Transcribe the whole listing below without changing a word, but leave out every image.

### Stored data

···

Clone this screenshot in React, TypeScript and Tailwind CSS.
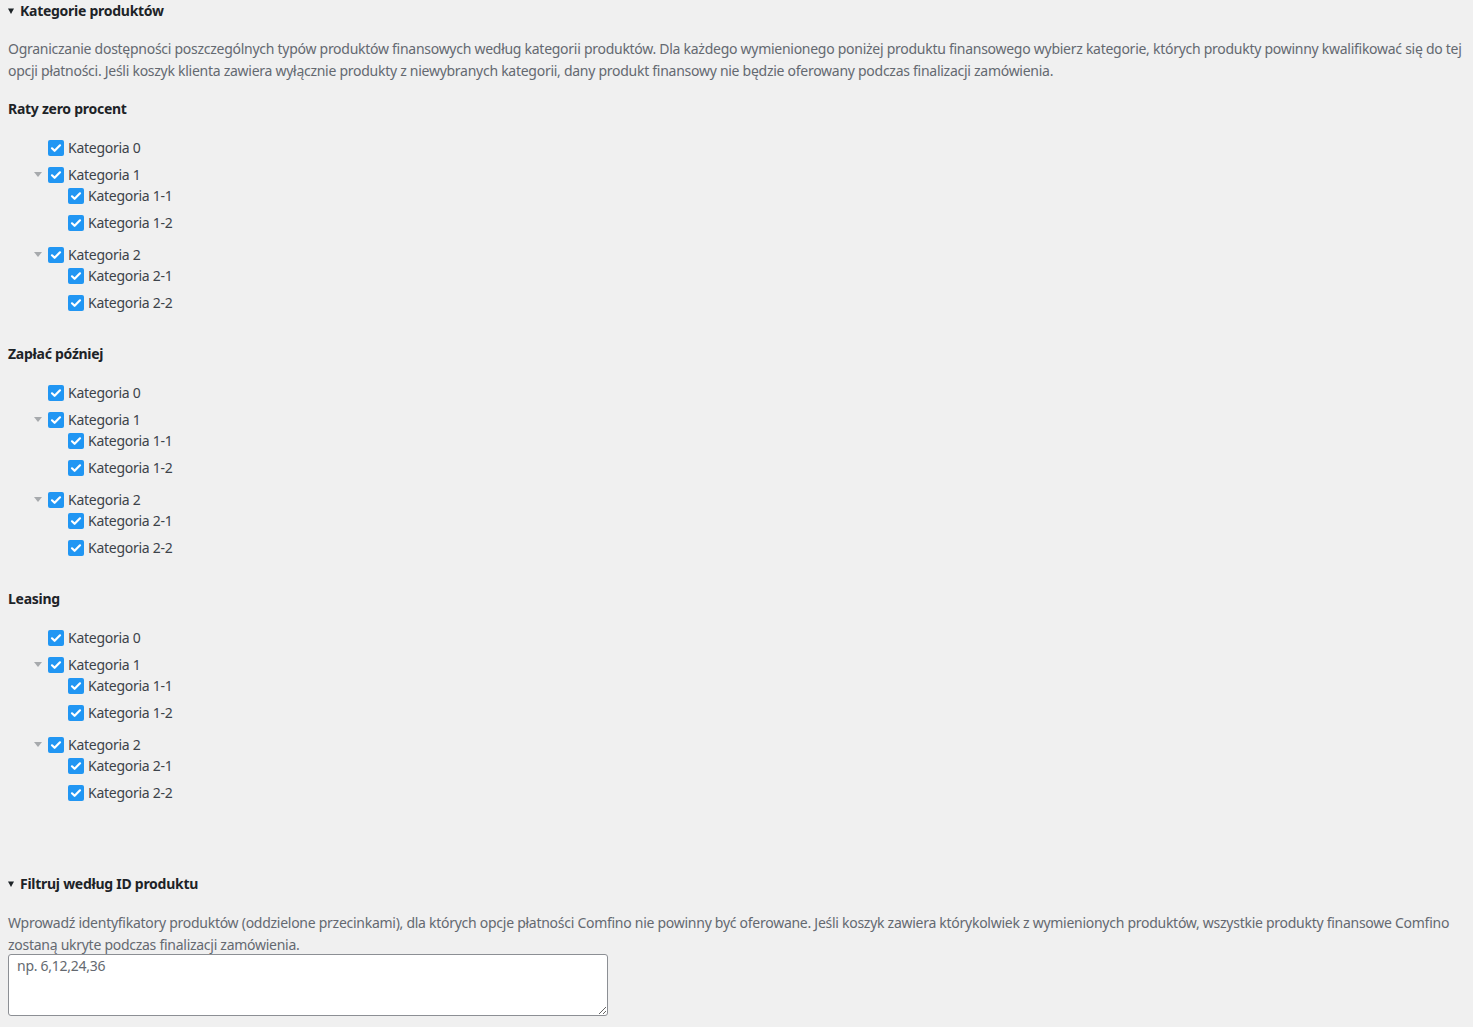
import type { ReactNode } from "react";

type Node = { label: string; children?: Node[] };

const categories: Node[] = [
  { label: "Kategoria 0" },
  {
    label: "Kategoria 1",
    children: [{ label: "Kategoria 1-1" }, { label: "Kategoria 1-2" }],
  },
  {
    label: "Kategoria 2",
    children: [{ label: "Kategoria 2-1" }, { label: "Kategoria 2-2" }],
  },
];

const products = ["Raty zero procent", "Zapłać później", "Leasing"];

function CheckBox() {
  return (
    <span className="flex h-4 w-4 flex-none items-center justify-center rounded-[2px] bg-[#2196f3]">
      <svg viewBox="0 0 16 16" className="h-4 w-4" fill="none">
        <path
          d="M4 8.3l2.6 2.5L12 5.3"
          stroke="#fff"
          strokeWidth="2.2"
          strokeLinecap="round"
          strokeLinejoin="round"
        />
      </svg>
    </span>
  );
}

function TreeRow({ node, toggle }: { node: Node; toggle?: boolean }) {
  return (
    <div className="flex h-[21px] items-center">
      <span className="flex w-5 flex-none items-center justify-center">
        {toggle && (
          <svg viewBox="0 0 8 5" className="h-[5px] w-2">
            <path d="M0 0h8L4 5z" fill="#a7aaad" />
          </svg>
        )}
      </span>
      <CheckBox />
      <span className="ml-1 text-[#3c434a]">{node.label}</span>
    </div>
  );
}

function Tree({ nodes }: { nodes: Node[] }) {
  return (
    <ul className="ml-5">
      {nodes.map((node) =>
        node.children ? (
          <li key={node.label} className="mb-[11px]">
            <TreeRow node={node} toggle />
            <ul className="ml-5">
              {node.children.map((child) => (
                <li key={child.label} className="mb-[6px]">
                  <TreeRow node={child} />
                </li>
              ))}
            </ul>
          </li>
        ) : (
          <li key={node.label} className="mb-[6px]">
            <TreeRow node={node} />
          </li>
        ),
      )}
    </ul>
  );
}

function SectionTitle({ children }: { children: ReactNode }) {
  return (
    <h2 className="flex items-center gap-[6px] text-[14px] font-bold text-[#1d2327]">
      <svg viewBox="0 0 6 6" className="h-[6px] w-[6px]">
        <path d="M0 0.5h6L3 6z" fill="#1d2327" />
      </svg>
      {children}
    </h2>
  );
}

export default function App() {
  return (
    <div
      className="min-h-[1027px] bg-[#f0f0f0] px-2 text-[14px] leading-[22px] tracking-[-0.27px]"
      style={{ fontFamily: '"Noto Sans", "Open Sans", sans-serif' }}
    >
      <section>
        <SectionTitle>Kategorie produktów</SectionTitle>
        <p className="mt-[16px] text-[#646970]">
          Ograniczanie dostępności poszczególnych typów produktów finansowych według kategorii
          produktów. Dla każdego wymienionego poniżej produktu finansowego wybierz kategorie, których
          produkty powinny kwalifikować się do tej opcji płatności. Jeśli koszyk klienta zawiera
          wyłącznie produkty z niewybranych kategorii, dany produkt finansowy nie będzie oferowany
          podczas finalizacji zamówienia.
        </p>
        {products.map((name) => (
          <div key={name} className="mt-[16px] mb-[30px]">
            <h3 className="font-bold text-[#1d2327]">{name}</h3>
            <div className="mt-[17px]">
              <Tree nodes={categories} />
            </div>
          </div>
        ))}
      </section>

      <section className="mt-[70px]">
        <SectionTitle>Filtruj według ID produktu</SectionTitle>
        <p className="mt-[17px] text-[#646970]">
          Wprowadź identyfikatory produktów (oddzielone przecinkami), dla których opcje płatności
          Comfino nie powinny być oferowane. Jeśli koszyk zawiera którykolwiek z wymienionych
          produktów, wszystkie produkty finansowe Comfino zostaną ukryte podczas finalizacji
          zamówienia.
        </p>
        <textarea
          rows={3}
          placeholder="np. 6,12,24,36"
          className="-mt-[2px] block h-[62px] w-[600px] rounded-[3px] border border-[#8c8f94] bg-white px-2 py-0 text-[14px] leading-[22px] text-[#2c3338] placeholder:text-[#646970]"
        />
      </section>
    </div>
  );
}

···

### Full answer
Clone this screenshot in React, TypeScript and Tailwind CSS.
import type { ReactNode } from "react";

type Node = { label: string; children?: Node[] };

const categories: Node[] = [
  { label: "Kategoria 0" },
  {
    label: "Kategoria 1",
    children: [{ label: "Kategoria 1-1" }, { label: "Kategoria 1-2" }],
  },
  {
    label: "Kategoria 2",
    children: [{ label: "Kategoria 2-1" }, { label: "Kategoria 2-2" }],
  },
];

const products = ["Raty zero procent", "Zapłać później", "Leasing"];

function CheckBox() {
  return (
    <span className="flex h-4 w-4 flex-none items-center justify-center rounded-[2px] bg-[#2196f3]">
      <svg viewBox="0 0 16 16" className="h-4 w-4" fill="none">
        <path
          d="M4 8.3l2.6 2.5L12 5.3"
          stroke="#fff"
          strokeWidth="2.2"
          strokeLinecap="round"
          strokeLinejoin="round"
        />
      </svg>
    </span>
  );
}

function TreeRow({ node, toggle }: { node: Node; toggle?: boolean }) {
  return (
    <div className="flex h-[21px] items-center">
      <span className="flex w-5 flex-none items-center justify-center">
        {toggle && (
          <svg viewBox="0 0 8 5" className="h-[5px] w-2">
            <path d="M0 0h8L4 5z" fill="#a7aaad" />
          </svg>
        )}
      </span>
      <CheckBox />
      <span className="ml-1 text-[#3c434a]">{node.label}</span>
    </div>
  );
}

function Tree({ nodes }: { nodes: Node[] }) {
  return (
    <ul className="ml-5">
      {nodes.map((node) =>
        node.children ? (
          <li key={node.label} className="mb-[11px]">
            <TreeRow node={node} toggle />
            <ul className="ml-5">
              {node.children.map((child) => (
                <li key={child.label} className="mb-[6px]">
                  <TreeRow node={child} />
                </li>
              ))}
            </ul>
          </li>
        ) : (
          <li key={node.label} className="mb-[6px]">
            <TreeRow node={node} />
          </li>
        ),
      )}
    </ul>
  );
}

function SectionTitle({ children }: { children: ReactNode }) {
  return (
    <h2 className="flex items-center gap-[6px] text-[14px] font-bold text-[#1d2327]">
      <svg viewBox="0 0 6 6" className="h-[6px] w-[6px]">
        <path d="M0 0.5h6L3 6z" fill="#1d2327" />
      </svg>
      {children}
    </h2>
  );
}

export default function App() {
  return (
    <div
      className="min-h-[1027px] bg-[#f0f0f0] px-2 text-[14px] leading-[22px] tracking-[-0.27px]"
      style={{ fontFamily: '"Noto Sans", "Open Sans", sans-serif' }}
    >
      <section>
        <SectionTitle>Kategorie produktów</SectionTitle>
        <p className="mt-[16px] text-[#646970]">
          Ograniczanie dostępności poszczególnych typów produktów finansowych według kategorii
          produktów. Dla każdego wymienionego poniżej produktu finansowego wybierz kategorie, których
          produkty powinny kwalifikować się do tej opcji płatności. Jeśli koszyk klienta zawiera
          wyłącznie produkty z niewybranych kategorii, dany produkt finansowy nie będzie oferowany
          podczas finalizacji zamówienia.
        </p>
        {products.map((name) => (
          <div key={name} className="mt-[16px] mb-[30px]">
            <h3 className="font-bold text-[#1d2327]">{name}</h3>
            <div className="mt-[17px]">
              <Tree nodes={categories} />
            </div>
          </div>
        ))}
      </section>

      <section className="mt-[70px]">
        <SectionTitle>Filtruj według ID produktu</SectionTitle>
        <p className="mt-[17px] text-[#646970]">
          Wprowadź identyfikatory produktów (oddzielone przecinkami), dla których opcje płatności
          Comfino nie powinny być oferowane. Jeśli koszyk zawiera którykolwiek z wymienionych
          produktów, wszystkie produkty finansowe Comfino zostaną ukryte podczas finalizacji
          zamówienia.
        </p>
        <textarea
          rows={3}
          placeholder="np. 6,12,24,36"
          className="-mt-[2px] block h-[62px] w-[600px] rounded-[3px] border border-[#8c8f94] bg-white px-2 py-0 text-[14px] leading-[22px] text-[#2c3338] placeholder:text-[#646970]"
        />
      </section>
    </div>
  );
}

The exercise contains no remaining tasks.